On this week’s episode of Tuesdays With Bill, Rachel from Columbia University asks two questions for the price of one: What would happen if a human being went the speed of light, and why don’t we just eject our trash into outer space?
Rachel: Hi, I’m Rachel and I'm a student at Columbia. What would we see if theoretically a human were able to travel at the speed of light. My teacher told me, somewhat confusingly, that we might see the past and the present or maybe the past and the future, I can’t remember, simultaneously. But whatever his response was it didn’t make a lot of sense to me so I was wondering if you could give me a better clarification.
Bill Nye: Rachel this is a great question. So about what happens when you go the speed of light. I mean this is a great — we love to ask this question in physics class. It’s big fun here on Big Think. But if you have mass, which we all do — we are not pure energy, we are not beams of light, we are not electrical fields. We’re not gravitational fields. We have mass. It has been shown beyond any doubt that you cannot go the speed of light. You can go arbitrarily fast, approaching the speed of light, but you can’t quite go the speed of light. All the energy you pump in just adds to your mass. And this seems incredible. It adds to your mass relative to something you’re going to run into in a particle accelerator or an atom smasher like at CERN in Switzerland. We call it a target that you run into. That said, you can’t help but wonder what would happen if you go the speed of light. You’ve got to figure the only light you’d see is the light that you’d run into either light that you happen to cross paths with or light that was beamed straight at you. You wouldn’t see anything else. About the change in time. There’s been a lot of talk about that. Can time have a speed effectively? Can you go backwards in time? Apparently not. People love to speculate about oh, they can’t get enough about this. What happens if you fall into a wormhole and then you like end up in another part of the universe like in another time? Maybe. But if you try to fall into a gravitational thing of that strength, of a black hole for example, which is a star with so much gravity light doesn’t escape, it would kill you. You’d be — the difference in gravity between your feet and your head would be so — just the difference in gravity would be so high it would stretch you into a piece of spaghetti, which would also make you dead. But you can’t help but wonder.
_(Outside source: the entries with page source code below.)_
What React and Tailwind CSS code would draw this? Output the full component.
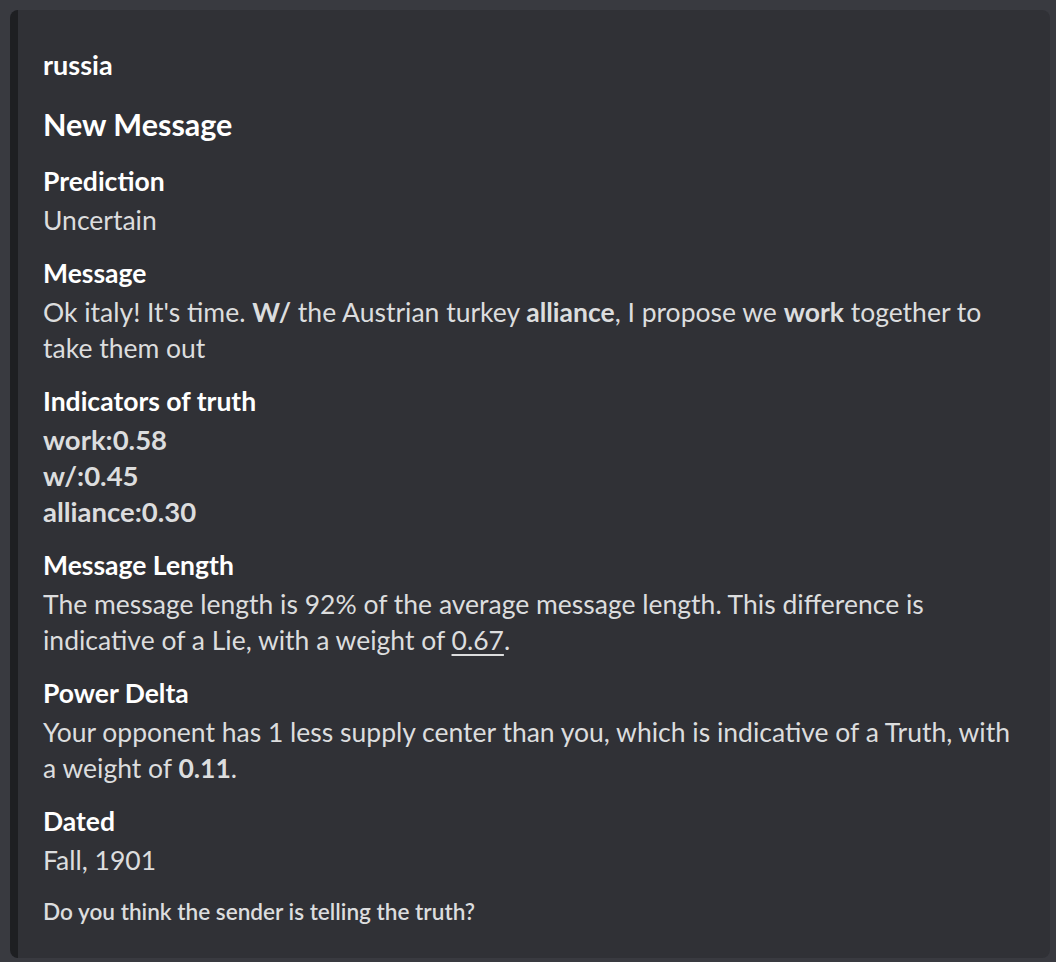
import React from 'react';

const fields = [
  { name: 'Prediction', value: <>Uncertain</> },
  {
    name: 'Message',
    value: (
      <>
        Ok italy! It's time. <b className="font-bold">W/</b> the Austrian turkey{' '}
        <b className="font-bold">alliance</b>, I propose we <b className="font-bold">work</b> together to
        take them out
      </>
    ),
  },
  {
    name: 'Indicators of truth',
    value: (
      <div className="font-bold text-[27.5px]">
        <div>work:0.58</div>
        <div>w/:0.45</div>
        <div>alliance:0.30</div>
      </div>
    ),
  },
  {
    name: 'Message Length',
    value: (
      <>
        The message length is 92% of the average message length. This difference is indicative of a Lie,
        with a weight of <span className="underline underline-offset-4">0.67</span>.
      </>
    ),
  },
  {
    name: 'Power Delta',
    value: (
      <>
        Your opponent has 1 less supply center than you, which is indicative of a Truth, with a weight of{' '}
        <b className="font-bold">0.11</b>.
      </>
    ),
  },
  { name: 'Dated', value: <>Fall, 1901</> },
];

export default function App() {
  return (
    <div
      className="w-[1056px] h-[962px] bg-[#393a40] pt-[10px] pl-[10px] overflow-hidden"
      style={{ fontFamily: 'Lato, "Noto Sans", sans-serif' }}
    >
      <div className="w-[1040px] h-[948px] bg-[#303136] rounded-[8px] border-l-[8px] border-[#1e1f22] pl-[25px] pr-[25px] pt-[40px]">
        <div className="text-[27px] leading-[30px] font-bold text-white">russia</div>
        <div className="mt-[26px] text-[30.5px] leading-[36px] font-bold text-white">New Message</div>
        <div className="mt-[18px] flex flex-col gap-[14px]">
          {fields.map((f) => (
            <div key={f.name}>
              <div className="text-[26.5px] leading-[42px] font-bold text-white">{f.name}</div>
              <div className="text-[26.5px] leading-[36px] text-[#dcddde]">{f.value}</div>
            </div>
          ))}
        </div>
        <div className="mt-[20px] text-[22.6px] leading-[28px] font-semibold text-[#dcddde]">
          Do you think the sender is telling the truth?
        </div>
      </div>
    </div>
  );
}
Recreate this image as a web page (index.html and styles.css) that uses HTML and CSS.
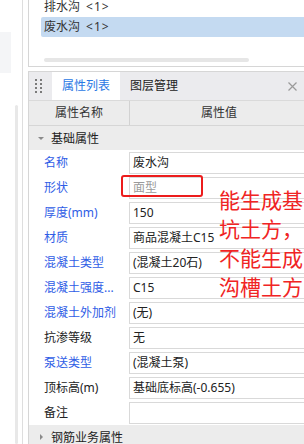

Rachel: My second question is from are there any reasons besides ethical dilemmas that we haven't if we shot some of our trash into space. I know it might contribute to space junk, but if we shot it far enough away, besides maybe then contributing to other creatures' environments if they do exist. What are the downsides to doing that and why haven’t we if it might then clear up space on Earth and clear some of the pollution that we have. Or not contribute then to landfills. We might be able to shoot it elsewhere.
Bill Nye: Why we don’t throw trash into space. Because it’s too expensive. Lifting a ton of material into space takes an extraordinary amount of rocket fuel. And, by the way, when people want to send this much plutonium 238, which is not even the weapons plutonium, a baseball size, a grapefruit size, people freak out because the rockets sometimes blow up. Now one thing I really want your generation to embrace is that the Earth is a closed system. We cannot leave the Earth. There’s no place to go. There’s no place to throw your trash. And I wouldn’t be surprised if maybe not you, but your kids develop ways to mine our landfills. We throw away so much valuable stuff right now, especially raw materials. I may be wrong, of course, I always may be wrong but I wouldn’t be surprised if that turns out to be economically reasonable. All this plastic. It’s really hard to create and hard to get it to break down. It has value, you know. Like I have some clothing made out of old water bottles. So just let go of the idea of throwing stuff off the Earth. It’s just too easy a solution. What we need to do is not throw stuff away, but you’ve heard it, you’ve heard it a hundred times. Reduce what we need to throw way. Recycle the stuff that we create and reuse it. Reduce, reuse, recycle. Those are the things we want to do. And then I did a video years ago — there’s a fourth one — rethink. Yes, rethink Big Think. Reduce, reuse, recycle. It’s all good. The key to the future, Rachel, is not to do less. That’s not what we’re talking about my engineering colleagues and me, and I. We are talking about doing more with less. More efficient transportation. More efficient use of fuel. More efficient use of farmland. More efficient everything. And that way we’ll have to throw away less and we can, dare I say it, change the world. Great questions Rachel.